Growing up African-American during the civil rights era, Jones was taught that Lincoln was the only white man it was acceptable to admire unconditionally. Now as a 57-year-old history buff who also happens to be one of America's most established choreographers, Jones holds Lincoln in even higher regard.
"My position, after four years of reading and living Lincoln, is that Lincoln is a story we tell ourselves," Jones said. "More importantly, he is a story we tell our children."
To commemorate the 2009 bicentennial of Lincoln's birth, Jones created a pair of dances exploring Lincoln's life and times. Friday at UNC-Chapel Hill, the Bill T. Jones/Arnie Zane Dance Company will perform "Fondly Do We Hope ... Fervently Do We Pray," an evening-length work commissioned by Chicago's Ravania Festival.
Jones praised Carolina Performing Arts for agreeing to book the new dance production long before it premiered.
"Fondly" debuted in September. Two months later, "The Serenade/The Proposition" premiered at the University of Massachusetts. Neither piece garnered rapturous reviews - critics found fault with the "scattershot" structure of "Fondly" - but there's general agreement that both works represent Jones as a frontiersman of modern dance, melding multimedia, movement and live music in a way few other choreographers can.
Throughout "Fondly," the dancers perform surrounded by a scrim that functions as a screen for projections. Sculptor Bjorn G. Amelan, Jones' partner and creative director, designed the sets; associate artistic director Janet Wong created the projections; and music director Christopher Antonio William Lancaster leads a live ensemble through the folk-rock score.
"You've got to present dance that delivers spectacle, that's going to deliver meaning, and that's going to deliver intellectual rigor," Jones said.
Ghost of Lincoln
You could say "Fondly" is a spectacle about a specter: the ghost of Lincoln as he haunts American history and popular culture.
During the hour-plus performance, Lincoln is represented by a dancer dressed in white, an actor who also serves as narrator, and a silhouette on the screen wearing that unmistakable stovepipe hat.
Mary Todd Lincoln, that Southern socialite and shopaholic, is present too, and the pas de deux performed by the dancers portraying her and Lincoln provide one of the evening's most poignant moments.
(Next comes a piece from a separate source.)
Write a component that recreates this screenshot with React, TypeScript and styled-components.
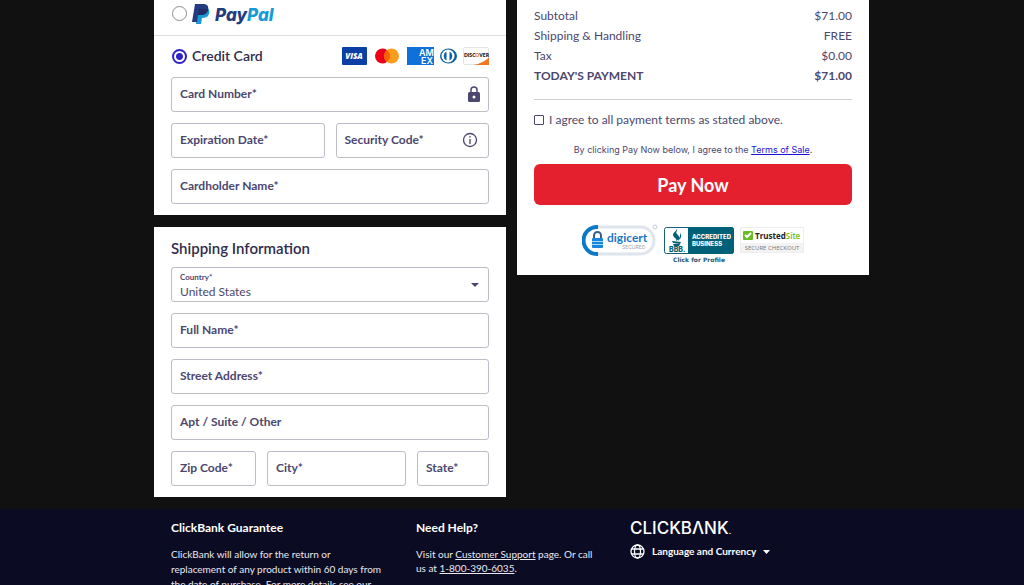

Like many of Jones' recent creations, "Fondly" does not follow a linear narrative. So there are references to actual events - a slave auction, the Lincoln-Douglas debates, the assassination at Ford's Theater - but viewers are also asked to connect historical conflicts with contemporary issues such as gay marriage, the Iraq war and whether Barack Obama will succeed as president of the United States.
Jones pulled his title from Lincoln's second inaugural address, a rhetorical plea for the "mighty scourge of war" to speedily pass away. Six weeks after proclaiming his fond hopes for Reconstruction, Lincoln would be shot, and just how he planned to restore peace became a great American speculation.
A professor's view
Reginald F. Hildebrand, a professor of history and Afro-American studies at UNC-CH, is one of many academics who wrestle with "what ifs" about Lincoln. There's little evidence, Hildebrand said, that Lincoln's Reconstruction plan would have granted full civil rights to slaves. But that's because the plan wasn't written down.
"It is entirely appropriate that an attempt to address this question is being approached by an artist," Hildebrand said. "There are truths beyond facts that artists can deal with much more fully than historians."
Cultural minefields have been Jones' choreographic gold mines since the 1970s, when he and his late partner, Arnie Zane, begin performing duets. In the 1980s, they tackled not-so-sexy topics like the Freedom of Information Act.
Jones also became know for his unconventional collaborations with other icons of African-American culture, including soprano Jessye Norman, drummer Max Roach and author Toni Morrison. He saw himself as part of "a fierce community of creators" performing for small crowds in downtown Manhattan.
Uptown, some people still didn't know who Jones was.
"I had no desire, in and of itself, to work on Broadway," Jones said.
Then in 2006, producers came calling. Would Jones accept choreographer duties for a little pop-rock musical about sexually repressed, 19th century German teenagers? Jones agreed, at the time thinking the job would help him earn a living. "Spring Awakening" earned him his first Tony.
Coming soon to DPAC
More than three years after its Broadway premiere, "Spring Awakening" remains one of the hottest musicals on the road. The show will stop at the Durham Performing Arts Center on March 2-7. Jones is also back on Broadway, this time as choreographer and director of "Fela!" a song-and-dance celebration of the Nigerian musician Fela Kuti.
Jones is the only choreographer to create dances about the father of Afrobeat and the author of the Gettysburg Address in the same year. And while The New York Times chief theater critic says there should be dancing in the streets every night after "Fela!" gets out, patrons who see "Fondly" in Chapel Hill will likely leave in a contemplative mood.
"A good portion of the audience is profoundly moved by 'Fondly,'" Jones said. "It's a gorgeous performance, the dancers are fantastic, and I hope we can get an audience there to appreciate it."